Once all of the logistics are taken care of and devices are in the classrooms, what happen is typically less than transformative. More often than not, the devices are used to (a) drill students on test prep to marginally improve test scores; (b) "teach" students how to make a nice PowerPoint presentation; or maybe (c) have students watch videos and take multiple choice quizzes to learn something new

I've seen what my six-year-olds can do with an iPad. This generation of students are digital natives and we need to honor that by encouraging them to surpass what we know and are able to do with the technology. We need to look no further than this story on what kids in Ethiopia did with tablets even though they had no literacy skills or this TED talk on what kids in India did with one computer connected to the Internet even though they did not know what the Internet was. Neither had any instruction or adult guiding them.

I do not recommend abdication of adult responsibility, but I do recommend changing the way the adult in the classroom interacts with the students by changing the way students interact with the technology. Specifically, I recommend:

  1. Give students authentic tasks that will require them to use the tech skills they know and push them to learn new tech skills in order to apply the standards being taught. (An advanced version of this is to provide students with the standards as well and tell them they are responsible for understanding the content as a pre- or co-requisite to completing the task.)
  2. Create a culture in the classroom/school where students help each other by teaching each others what they learned on-line while the teacher steers and guides each student through the completion of the specific task, helping them when they are stuck or off-track. Sometimes that help may be telling them to learn from another student who knows more about that than the teacher.
  3. Explicitly teach digital citizenship as an extension of whatever values curriculum/program is currently used in the schools.

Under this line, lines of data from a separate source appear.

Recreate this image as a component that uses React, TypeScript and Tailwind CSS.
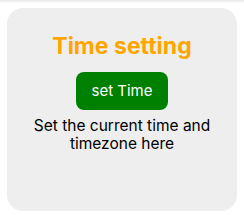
import React from 'react';

export default function App() {
  return (
    <div className="w-[244px] h-[215px] bg-white font-['Inter']">
      <div className="h-[3px] bg-gradient-to-b from-[#e6e6e6] to-white" />
      <div className="px-[7px] pt-[5px]">
        <div className="h-[203px] rounded-[16px] bg-[#eeeeee] flex flex-col items-center pt-[24px]">
          <h2 className="text-[23px] leading-[28px] font-bold text-[#ffa500]">Time setting</h2>
          <button className="mt-[12px] w-[92px] h-[38px] rounded-[8px] bg-[#008000] text-white text-[15px]">
            set Time
          </button>
          <p className="mt-[7px] text-[15.5px] leading-[18px] text-black text-center">
            Set the current time and
            <br />
            timezone here
          </p>
        </div>
      </div>
    </div>
  );
}
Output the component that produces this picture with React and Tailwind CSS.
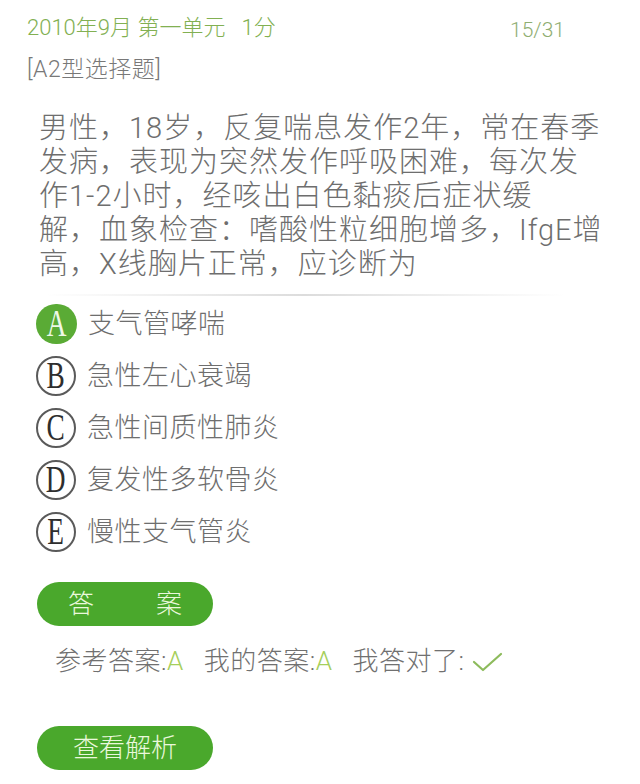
import React from "react";

const sans = { fontFamily: 'Roboto, "Noto Sans CJK SC", sans-serif' };

const lines = [
  "男性，18岁，反复喘息发作2年，常在春季",
  "发病，表现为突然发作呼吸困难，每次发",
  "作1-2小时，经咳出白色黏痰后症状缓",
  "解，血象检查：嗜酸性粒细胞增多，IfgE增",
  "高，X线胸片正常，应诊断为",
];

const options = [
  ["A", "支气管哮喘"],
  ["B", "急性左心衰竭"],
  ["C", "急性间质性肺炎"],
  ["D", "复发性多软骨炎"],
  ["E", "慢性支气管炎"],
];

function Letter({ l, active }) {
  return (
    <div
      className={
        active
          ? "w-[41px] h-[40px] rounded-full bg-[#5aab35] flex items-center justify-center shrink-0"
          : "w-[40px] h-[40px] rounded-full border-2 border-[#5a5a5a] bg-white flex items-center justify-center shrink-0"
      }
    >
      <span
        className={
          (active ? "text-[#eef8e6]" : "text-[#2e2e2e]") +
          " text-[38px] leading-none inline-block scale-x-[0.72] -mt-[2px]"
        }
        style={{ fontFamily: '"Liberation Serif", "DejaVu Serif", serif' }}
      >
        {l}
      </span>
    </div>
  );
}

export default function App() {
  return (
    <div className="w-[640px] h-[784px] bg-white overflow-hidden font-light" style={sans}>
      <div className="flex pt-[14px] pl-[27px] pr-[75px] h-[42px]">
        <div className="text-[22px] leading-[28px] text-[#82b052] whitespace-nowrap">
          2010年9月 第一单元&nbsp;&nbsp;&nbsp;1分
        </div>
        <div className="ml-auto text-[21px] leading-[28px] mt-[2px] text-[#8fae72]">15/31</div>
      </div>
      <div className="mt-[13px] pl-[27px] text-[23px] leading-[30px] tracking-[0.5px] text-[#787878]">[A2型选择题]</div>
      <div className="mt-[26px] pl-[39px] text-[29px] leading-[34px] tracking-[1px] text-[#6e6e6e]">
        {lines.map((t) => (
          <div key={t} className="whitespace-nowrap">
            {t}
          </div>
        ))}
      </div>
      <div className="mt-[13px] ml-[45px] w-[520px] h-[2px] bg-gradient-to-r from-transparent via-[#dcdcdc] to-transparent" />
      <div className="mt-[2px] pl-[36px]">
        {options.map(([l, t], i) => (
          <div key={l} className="h-[52px] flex items-center">
            <Letter l={l} active={i === 0} />
            <span className="ml-[11px] text-[27px] tracking-[0.5px] text-[#6e6e6e] whitespace-nowrap">{t}</span>
          </div>
        ))}
      </div>
      <div className="mt-[24px] ml-[37px] w-[176px] h-[44px] rounded-full bg-[#4aa82c] flex items-center justify-between px-[31px] text-[26px] text-[#eaf8dc]">
        <span>答</span>
        <span>案</span>
      </div>
      <div className="mt-[20px] pl-[55px] flex items-center h-[30px] text-[26px] tracking-[0.5px] text-[#707070] whitespace-nowrap">
        <span>参考答案:</span>
        <span className="text-[#a6cf5c]">A</span>
        <span className="ml-[20px]">我的答案:</span>
        <span className="text-[#a6cf5c]">A</span>
        <span className="ml-[20px]">我答对了:</span>
        <svg className="ml-[8px] mt-[2px]" width="32" height="22" viewBox="0 0 32 22">
          <polyline points="2,11 11,19 29,3" fill="none" stroke="#8dbb5c" strokeWidth="2.2" strokeLinecap="round" strokeLinejoin="round" />
        </svg>
      </div>
      <div className="mt-[50px] ml-[37px] w-[176px] h-[44px] rounded-full bg-[#4aa82c] flex items-center justify-center text-[26px] text-[#eaf8dc]">
        查看解析
      </div>
    </div>
  );
}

The students and the teacher will most likely struggle at this the first time and maybe second and third. That is fine (almost expected) as long as the teacher learns from those struggles and modifies the approach for the next time. Remember -- we are trying to change the structure of a 200+ year old institution and the habits and dispositions of students who have been ingrained in it. I also believe that the most effective way to go about this change is through scaffolding starting Day 1.

Most administrators push for greater regulation of how students use technology. In reality, it may be the less adults get in the way, the more kids actually learn. We're never going to have the perfect technology solution that manages every stage of the learning process while individualizing and personalizing instruction -- and we shouldn't even be striving for it.